Roads Less Traveled

I try to avoid being uncomfortable whenever possible. As a result, I’ve arranged my life carefully so that I’m never too far away from food, shelter, or loved ones. I always have fresh food in the fridge, a backup bank account, and a list of houses I could crash at in the incident of a fire or flood. This system has worked really well so far, and I rarely spend a day without a large number of modern conveniences.

Then I went to Europe. For two weeks, my comfort level was no longer in my own hands. Instead, it was in the hands of airport employees, bunkmates, and pickpockets. Any person in a hostel room of sixteen had the ability to keep everyone up all night with loud coughing or shenanigans. Any pickpocket in the city of Barcelona could have taken my wallet, leaving me completely reliant on charity until my friends arrived from Ireland. All of my meticulous flight planning went out the window after one broken suitcase and three delayed flights.

My safety nets, while still firmly in place, were located halfway around the world.

My life felt, for the first time in a long time, like it had an element of risk. If I were to get injured, lose my phone, or miss the last metro bus, I could end up in a bad situation with unclear solutions. While I had friends with me for part of the journey, we were only one wrong turn away from being completely separated with no means to communicate. My decisions had consequences, and those consequences affected people I cared about.

Strangely enough, it was exhilarating. My senses were sharpened, and I was able to remember names, places, and details at an unusually high rate. I was grateful just to have my wallet and backpack at the end of every day. Even if I had been rained on for hours and had blisters on my feet.

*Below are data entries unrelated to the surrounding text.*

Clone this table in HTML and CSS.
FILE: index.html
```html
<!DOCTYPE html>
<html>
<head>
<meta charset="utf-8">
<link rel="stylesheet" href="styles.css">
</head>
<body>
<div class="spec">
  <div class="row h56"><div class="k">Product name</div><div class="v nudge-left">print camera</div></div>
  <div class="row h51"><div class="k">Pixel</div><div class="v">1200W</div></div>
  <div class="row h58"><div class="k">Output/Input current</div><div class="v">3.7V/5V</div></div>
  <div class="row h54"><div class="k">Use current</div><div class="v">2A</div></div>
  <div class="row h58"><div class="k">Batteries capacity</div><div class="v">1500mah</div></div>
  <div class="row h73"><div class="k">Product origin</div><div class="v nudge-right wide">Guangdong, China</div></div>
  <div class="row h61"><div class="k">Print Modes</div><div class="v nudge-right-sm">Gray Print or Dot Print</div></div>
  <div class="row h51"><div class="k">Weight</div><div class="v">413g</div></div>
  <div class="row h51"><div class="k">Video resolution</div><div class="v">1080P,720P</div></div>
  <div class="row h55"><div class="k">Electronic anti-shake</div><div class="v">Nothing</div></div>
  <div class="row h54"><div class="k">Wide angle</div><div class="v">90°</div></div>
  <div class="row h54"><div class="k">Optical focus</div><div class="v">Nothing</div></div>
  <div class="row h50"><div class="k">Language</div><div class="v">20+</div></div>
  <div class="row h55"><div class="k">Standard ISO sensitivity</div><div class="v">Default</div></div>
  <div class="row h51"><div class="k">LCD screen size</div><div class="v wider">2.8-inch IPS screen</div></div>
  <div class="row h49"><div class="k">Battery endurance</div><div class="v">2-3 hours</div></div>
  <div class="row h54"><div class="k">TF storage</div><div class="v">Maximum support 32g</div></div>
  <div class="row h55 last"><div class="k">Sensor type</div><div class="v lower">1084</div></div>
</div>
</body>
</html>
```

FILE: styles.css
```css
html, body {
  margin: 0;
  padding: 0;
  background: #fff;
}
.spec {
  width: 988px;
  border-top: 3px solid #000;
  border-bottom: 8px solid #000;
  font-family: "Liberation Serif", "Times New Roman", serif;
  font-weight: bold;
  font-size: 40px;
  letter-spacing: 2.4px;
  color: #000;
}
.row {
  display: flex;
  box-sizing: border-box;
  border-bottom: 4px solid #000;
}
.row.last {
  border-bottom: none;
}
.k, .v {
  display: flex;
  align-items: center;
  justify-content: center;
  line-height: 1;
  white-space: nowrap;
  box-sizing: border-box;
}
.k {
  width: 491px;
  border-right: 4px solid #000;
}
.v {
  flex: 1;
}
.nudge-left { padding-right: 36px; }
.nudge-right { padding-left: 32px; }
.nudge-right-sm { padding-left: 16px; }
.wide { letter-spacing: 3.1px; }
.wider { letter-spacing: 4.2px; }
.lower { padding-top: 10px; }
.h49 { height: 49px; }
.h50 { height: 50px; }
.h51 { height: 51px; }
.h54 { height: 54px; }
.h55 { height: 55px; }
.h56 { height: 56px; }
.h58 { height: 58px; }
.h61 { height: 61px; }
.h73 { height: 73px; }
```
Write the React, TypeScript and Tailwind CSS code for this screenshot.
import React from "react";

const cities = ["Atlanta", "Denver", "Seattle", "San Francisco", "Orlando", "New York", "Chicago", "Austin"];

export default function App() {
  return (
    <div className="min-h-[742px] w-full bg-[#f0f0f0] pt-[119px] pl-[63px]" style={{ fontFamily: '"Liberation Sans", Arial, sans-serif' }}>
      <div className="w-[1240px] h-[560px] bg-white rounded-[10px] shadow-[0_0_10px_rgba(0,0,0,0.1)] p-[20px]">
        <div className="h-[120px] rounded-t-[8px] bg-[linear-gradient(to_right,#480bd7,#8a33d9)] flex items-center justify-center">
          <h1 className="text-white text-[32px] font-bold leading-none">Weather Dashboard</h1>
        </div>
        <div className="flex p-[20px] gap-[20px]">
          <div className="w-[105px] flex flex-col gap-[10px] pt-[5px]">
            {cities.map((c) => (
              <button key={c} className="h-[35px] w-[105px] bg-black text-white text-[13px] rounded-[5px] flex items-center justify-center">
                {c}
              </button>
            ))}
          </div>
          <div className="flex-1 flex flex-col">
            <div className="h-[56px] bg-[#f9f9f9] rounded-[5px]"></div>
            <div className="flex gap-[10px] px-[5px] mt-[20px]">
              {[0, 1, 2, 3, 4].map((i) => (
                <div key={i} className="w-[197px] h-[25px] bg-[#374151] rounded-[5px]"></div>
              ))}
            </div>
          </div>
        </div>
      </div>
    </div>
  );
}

For a beautiful two weeks, I was energetic, attentive, and grateful.

I was Clark 2.0.

So now I’m home, and I’m trying as hard as I can to retain Clark 2.0. Honestly? It’s really hard. I’m already finding myself falling back into old patterns where I get grumpy over small things like bad parking spots or misplaced checkbooks. Fortunately, I can no longer pretend that I’m not capable of more. My new year’s resolution to be uncomfortable was well placed, and I need to continue my pursuit to find new challenges and ways to grow.

And now it’s time to find my next adventure. I don’t think it’ll involve 30 hours on a plane this time around, but it will require some travel. I’ll have more details soon, but for now, it’s time for me to start scoping out new cities and saying goodbye to Missoula. I’m scared to leave the state that raised me, but I’m more scared to settle for a life of risk aversion and unfulfilled potential.

I want to leave Montana before I resent the slowness and simplicity that lends it so much charm. A year ago, I left a job that I loved, and now it’s time to make an even bigger departure.

Comments

  1. I once read that there is risk in everything (from very small to very large amounts) and if we live daily with that understanding, we should stop being afraid to take them. Driving is risky, and drinking milk a week past it’s due date is risky. But we still do it and most don’t feel “afraid” to take those risks.